> Material provided:

- - -

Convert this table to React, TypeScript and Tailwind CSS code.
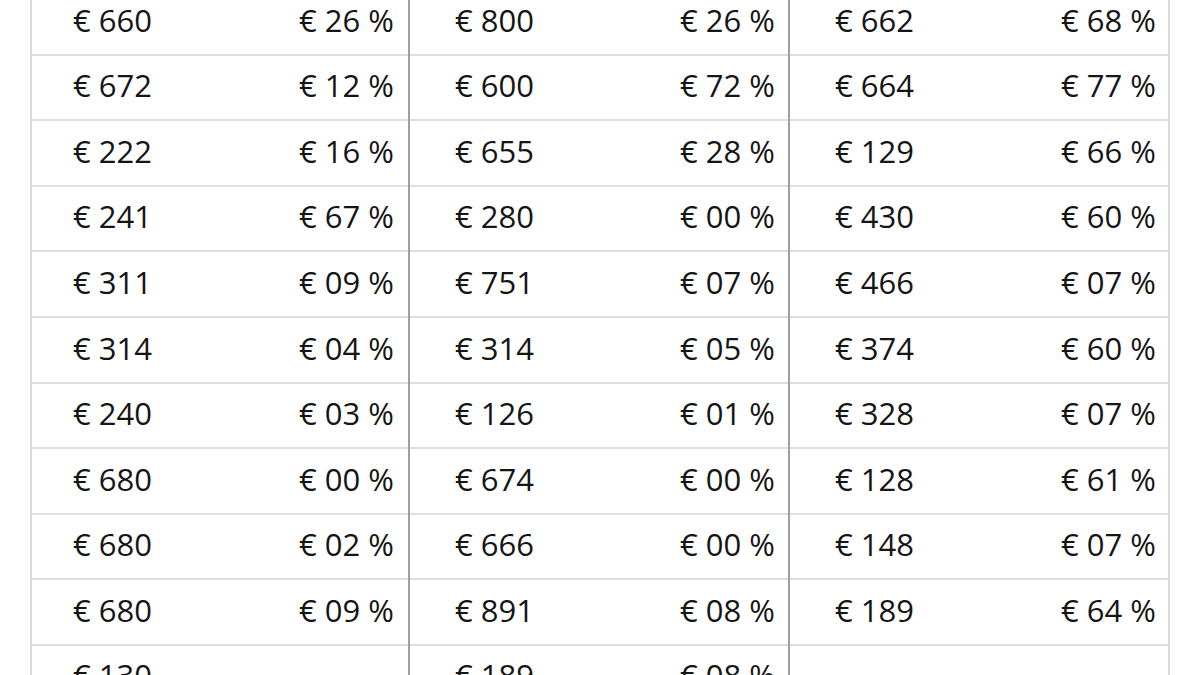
const groups: [string, string | null][][] = [
  [
    ["660", "26"], ["672", "12"], ["222", "16"], ["241", "67"], ["311", "09"],
    ["314", "04"], ["240", "03"], ["680", "00"], ["680", "02"], ["680", "09"], ["130", null],
  ],
  [
    ["800", "26"], ["600", "72"], ["655", "28"], ["280", "00"], ["751", "07"],
    ["314", "05"], ["126", "01"], ["674", "00"], ["666", "00"], ["891", "08"], ["189", "08"],
  ],
  [
    ["662", "68"], ["664", "77"], ["129", "66"], ["430", "60"], ["466", "07"],
    ["374", "60"], ["328", "07"], ["128", "61"], ["148", "07"], ["189", "64"], ["", null],
  ],
];

const borders = [
  "border-l-2 border-l-[#dadada] border-r-2 border-r-[#9f9f9f]",
  "border-r-2 border-r-[#9f9f9f]",
  "border-r-2 border-r-[#dcdcdc]",
];

const pads = ["pl-[41px] pr-[14px]", "pl-[45px] pr-[13px]", "pl-[45px] pr-[12px]"];

export default function App() {
  return (
    <div className="h-[675px] w-[1200px] overflow-hidden bg-white">
      <div
        className="mx-[30px] -mt-[10px] grid grid-cols-3 text-[31px] text-[#151515]"
        style={{ fontFamily: '"Open Sans", "Noto Sans", sans-serif' }}
      >
        {groups.map((rows, gi) => (
          <div key={gi} className={`flex flex-col ${borders[gi]}`}>
            {rows.map(([amount, pct], ri) => (
              <div
                key={ri}
                className={`flex h-[65.6px] shrink-0 items-center justify-between border-b-2 border-[#dedede] ${pads[gi]}`}
              >
                <span className="-mt-[4px]">{amount ? `€ ${amount}` : ""}</span>
                <span className="-mt-[4px]">{pct ? `€ ${pct} %` : ""}</span>
              </div>
            ))}
          </div>
        ))}
      </div>
    </div>
  );
}
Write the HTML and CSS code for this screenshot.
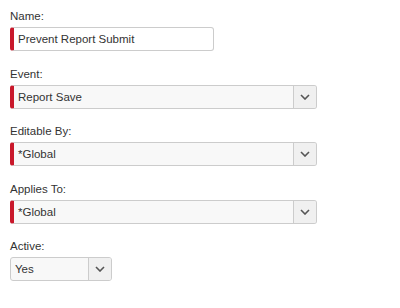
FILE: index.html
```html
<!DOCTYPE html>
<html lang="en">
<head>
  <meta charset="UTF-8">
  <title>Rule Settings</title>
  <link rel="stylesheet" href="styles.css">
</head>
<body>
  <form class="rule-form">

    <!-- Name -->
    <div class="field">
      <label>Name:</label>
      <div class="box required name-box">
        <span class="value">Prevent Report Submit</span>
      </div>
    </div>

    <!-- Event -->
    <div class="field">
      <label>Event:</label>
      <div class="box required select wide">
        <span class="value">Report Save</span>
        <span class="caret"><svg width="10" height="6" viewBox="0 0 10 6"><path d="M1 1l4 4 4-4" fill="none" stroke="#555" stroke-width="1.6"/></svg></span>
      </div>
    </div>

    <!-- Editable By -->
    <div class="field">
      <label>Editable By:</label>
      <div class="box required select wide">
        <span class="value">*Global</span>
        <span class="caret"><svg width="10" height="6" viewBox="0 0 10 6"><path d="M1 1l4 4 4-4" fill="none" stroke="#555" stroke-width="1.6"/></svg></span>
      </div>
    </div>

    <!-- Applies To -->
    <div class="field">
      <label>Applies To:</label>
      <div class="box required select wide">
        <span class="value">*Global</span>
        <span class="caret"><svg width="10" height="6" viewBox="0 0 10 6"><path d="M1 1l4 4 4-4" fill="none" stroke="#555" stroke-width="1.6"/></svg></span>
      </div>
    </div>

    <!-- Active -->
    <div class="field">
      <label>Active:</label>
      <div class="box select small">
        <span class="value">Yes</span>
        <span class="caret"><svg width="10" height="6" viewBox="0 0 10 6"><path d="M1 1l4 4 4-4" fill="none" stroke="#555" stroke-width="1.6"/></svg></span>
      </div>
    </div>

  </form>
</body>
</html>
```

FILE: styles.css
```css
body {
  margin: 0;
  background: #fff;
  font-family: 'Liberation Sans', Arial, sans-serif;
  color: #333;
}

.rule-form {
  padding: 8px 0 0 10px;
}

.field {
  margin-bottom: 14.5px;
}

.field label {
  display: block;
  font-size: 11.5px;
  line-height: 16px;
  margin-bottom: 3px;
}

.box {
  display: flex;
  align-items: stretch;
  box-sizing: border-box;
  height: 24px;
  border: 1px solid #ccc;
  border-radius: 3px;
  background: #fff;
  font-size: 11.5px;
}

.box.required {
  border-left: 4px solid #c9182b;
}

.box .value {
  flex: 1;
  display: flex;
  align-items: center;
  padding-left: 4px;
}

.name-box {
  width: 204px;
}

.select {
  background: #f8f8f8;
}

.wide {
  width: 307px;
}

.small {
  width: 102px;
}

.caret {
  width: 22px;
  display: flex;
  align-items: center;
  justify-content: center;
  border-left: 1px solid #ccc;
  background: #f0f0f0;
  border-radius: 0 2px 2px 0;
}
```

- - -

> To do: Copy out the records above in full, exactly as written, but not the pictures.

> Written response:
Convert this table to React, TypeScript and Tailwind CSS code.
const groups: [string, string | null][][] = [
  [
    ["660", "26"], ["672", "12"], ["222", "16"], ["241", "67"], ["311", "09"],
    ["314", "04"], ["240", "03"], ["680", "00"], ["680", "02"], ["680", "09"], ["130", null],
  ],
  [
    ["800", "26"], ["600", "72"], ["655", "28"], ["280", "00"], ["751", "07"],
    ["314", "05"], ["126", "01"], ["674", "00"], ["666", "00"], ["891", "08"], ["189", "08"],
  ],
  [
    ["662", "68"], ["664", "77"], ["129", "66"], ["430", "60"], ["466", "07"],
    ["374", "60"], ["328", "07"], ["128", "61"], ["148", "07"], ["189", "64"], ["", null],
  ],
];

const borders = [
  "border-l-2 border-l-[#dadada] border-r-2 border-r-[#9f9f9f]",
  "border-r-2 border-r-[#9f9f9f]",
  "border-r-2 border-r-[#dcdcdc]",
];

const pads = ["pl-[41px] pr-[14px]", "pl-[45px] pr-[13px]", "pl-[45px] pr-[12px]"];

export default function App() {
  return (
    <div className="h-[675px] w-[1200px] overflow-hidden bg-white">
      <div
        className="mx-[30px] -mt-[10px] grid grid-cols-3 text-[31px] text-[#151515]"
        style={{ fontFamily: '"Open Sans", "Noto Sans", sans-serif' }}
      >
        {groups.map((rows, gi) => (
          <div key={gi} className={`flex flex-col ${borders[gi]}`}>
            {rows.map(([amount, pct], ri) => (
              <div
                key={ri}
                className={`flex h-[65.6px] shrink-0 items-center justify-between border-b-2 border-[#dedede] ${pads[gi]}`}
              >
                <span className="-mt-[4px]">{amount ? `€ ${amount}` : ""}</span>
                <span className="-mt-[4px]">{pct ? `€ ${pct} %` : ""}</span>
              </div>
            ))}
          </div>
        ))}
      </div>
    </div>
  );
}
Write the HTML and CSS code for this screenshot.
FILE: index.html
```html
<!DOCTYPE html>
<html lang="en">
<head>
  <meta charset="UTF-8">
  <title>Rule Settings</title>
  <link rel="stylesheet" href="styles.css">
</head>
<body>
  <form class="rule-form">

    <!-- Name -->
    <div class="field">
      <label>Name:</label>
      <div class="box required name-box">
        <span class="value">Prevent Report Submit</span>
      </div>
    </div>

    <!-- Event -->
    <div class="field">
      <label>Event:</label>
      <div class="box required select wide">
        <span class="value">Report Save</span>
        <span class="caret"><svg width="10" height="6" viewBox="0 0 10 6"><path d="M1 1l4 4 4-4" fill="none" stroke="#555" stroke-width="1.6"/></svg></span>
      </div>
    </div>

    <!-- Editable By -->
    <div class="field">
      <label>Editable By:</label>
      <div class="box required select wide">
        <span class="value">*Global</span>
        <span class="caret"><svg width="10" height="6" viewBox="0 0 10 6"><path d="M1 1l4 4 4-4" fill="none" stroke="#555" stroke-width="1.6"/></svg></span>
      </div>
    </div>

    <!-- Applies To -->
    <div class="field">
      <label>Applies To:</label>
      <div class="box required select wide">
        <span class="value">*Global</span>
        <span class="caret"><svg width="10" height="6" viewBox="0 0 10 6"><path d="M1 1l4 4 4-4" fill="none" stroke="#555" stroke-width="1.6"/></svg></span>
      </div>
    </div>

    <!-- Active -->
    <div class="field">
      <label>Active:</label>
      <div class="box select small">
        <span class="value">Yes</span>
        <span class="caret"><svg width="10" height="6" viewBox="0 0 10 6"><path d="M1 1l4 4 4-4" fill="none" stroke="#555" stroke-width="1.6"/></svg></span>
      </div>
    </div>

  </form>
</body>
</html>
```

FILE: styles.css
```css
body {
  margin: 0;
  background: #fff;
  font-family: 'Liberation Sans', Arial, sans-serif;
  color: #333;
}

.rule-form {
  padding: 8px 0 0 10px;
}

.field {
  margin-bottom: 14.5px;
}

.field label {
  display: block;
  font-size: 11.5px;
  line-height: 16px;
  margin-bottom: 3px;
}

.box {
  display: flex;
  align-items: stretch;
  box-sizing: border-box;
  height: 24px;
  border: 1px solid #ccc;
  border-radius: 3px;
  background: #fff;
  font-size: 11.5px;
}

.box.required {
  border-left: 4px solid #c9182b;
}

.box .value {
  flex: 1;
  display: flex;
  align-items: center;
  padding-left: 4px;
}

.name-box {
  width: 204px;
}

.select {
  background: #f8f8f8;
}

.wide {
  width: 307px;
}

.small {
  width: 102px;
}

.caret {
  width: 22px;
  display: flex;
  align-items: center;
  justify-content: center;
  border-left: 1px solid #ccc;
  background: #f0f0f0;
  border-radius: 0 2px 2px 0;
}
```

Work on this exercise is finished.